Развод. Месть. Любовь - стр. 48
Сажусь в подъехавшее такси. Пробки уже рассосались, поэтому ехать мне чуть больше часа. За это время успеваю поговорить с Леной, позвонить маме и успокоить ее. Убедить, что все у меня отлично. Я жива, здорова, хорошо питаюсь, много сплю и не собираюсь падать духом. В конце концов, именно это я и планирую. Продолжать жить. Счастливо жить, назло всем!
Когда машина притормаживает у забора, не утруждаюсь тем, чтобы надеть туфли, которые скинула в такси. Так и шлепаю босиком по зеленой траве. Вот где чувствую колоссальное облегчение. Как мало, оказывается, нужно для счастья, просто снять ненавистные каблуки, которые за весь учебный год и так осточертели.

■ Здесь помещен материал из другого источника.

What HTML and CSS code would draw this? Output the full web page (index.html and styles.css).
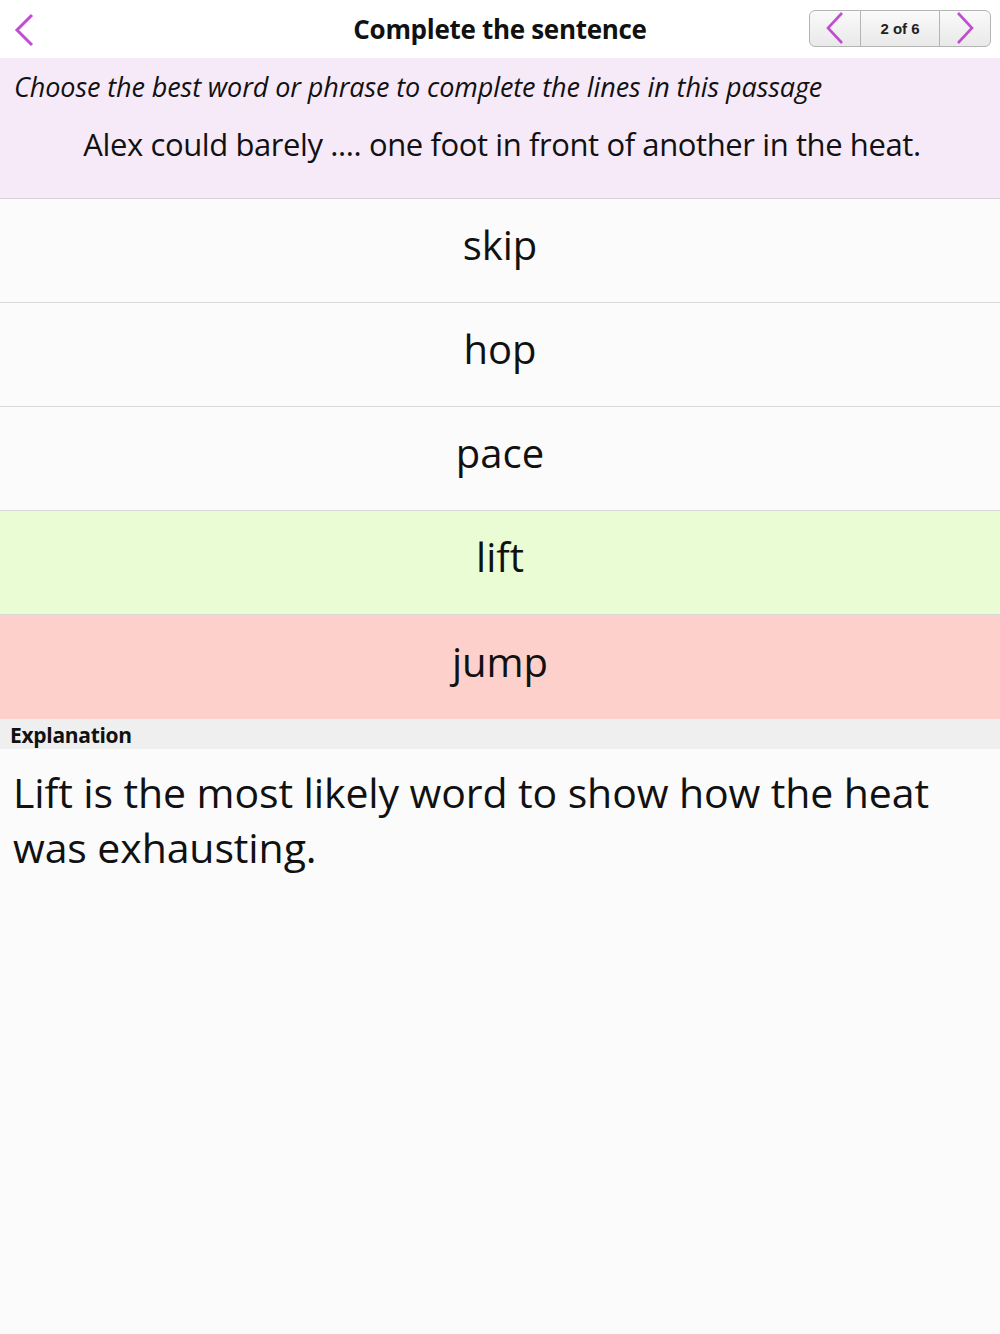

Просовываю руку в калитку и открываю затвор. Толкаю деревянную изгородь и захожу во двор. Когда поворачиваюсь, чтобы закрыться, застываю с вытянутой рукой. В голове тысячи мыслей в этот момент проносится.
Откуда он знает, где я, ясно без вопросов и объяснений. Ермаков приставил ко мне охранника, ну или слежку, кому как удобнее все это называть.
— Привет, — Дем невесело взмахивает свободной рукой, потому что второй прижимает к себе большой букет пионов. Бледно-розовых, с огромными бутонами.
— Привет, — сглатываю вязкую слюну, во рту почему-то как-то резко становится сухо. — Ты зачем тут?
Демид смотрит на свои наручные часы, потом на меня. Не понимаю, если честно.
— Двенадцать тридцать, — уточняет зачем-то. Словно я спрашивала у него, который час.
— И?
— Ты забыла?
— О чем? — морщу лоб, хаотично пытаясь понять, что он вообще такое несет и что я, блин, должна вспомнить.
Демид толкает калитку. Делает шаг, и тогда моя вытянутая рука упирается ему в грудь.
— С днем рождения, Сашка, — Дёма широко улыбается, а я громко взвизгиваю от раздавшегося первого хлопка.
Темное ночное небо озаряют яркие вспышки разноцветных огней. Я теряю счет залпам. Запрокидываю к небу лицо, на котором застывает маска детского восторга. Губы трогает улыбка. Тело прознают потоки искренней радости. Грудь наливается теплом.
Я забыла о своем дне рождения и даже подумать не могла, что Ермаков не нарушит введенную им же традицию бить салюты в час моего рождения.
На глазах тут же выступают слезы. Грохот стихает, а небо снова затягивает черной дымкой. Опускаю голову и до боли закусываю губы, чтобы не расплакаться.
Демид протягивает мне букет. Касается моих пальцев своими, чуть сжимает. Вздрагиваю и смотрю на него во все глаза.
Сердце совершает еще один удар и уже готово вырваться из груди.
Я не знаю, что делать, не знаю, как реагировать. Все это лишнее, все это не должно заслуживать моего внимания. Умом я это понимаю, но сердце болезненно сжимается и просто умоляет дать Ермакову еще один шанс. Хотя бы на сегодня. Не отталкивать. Не усугублять.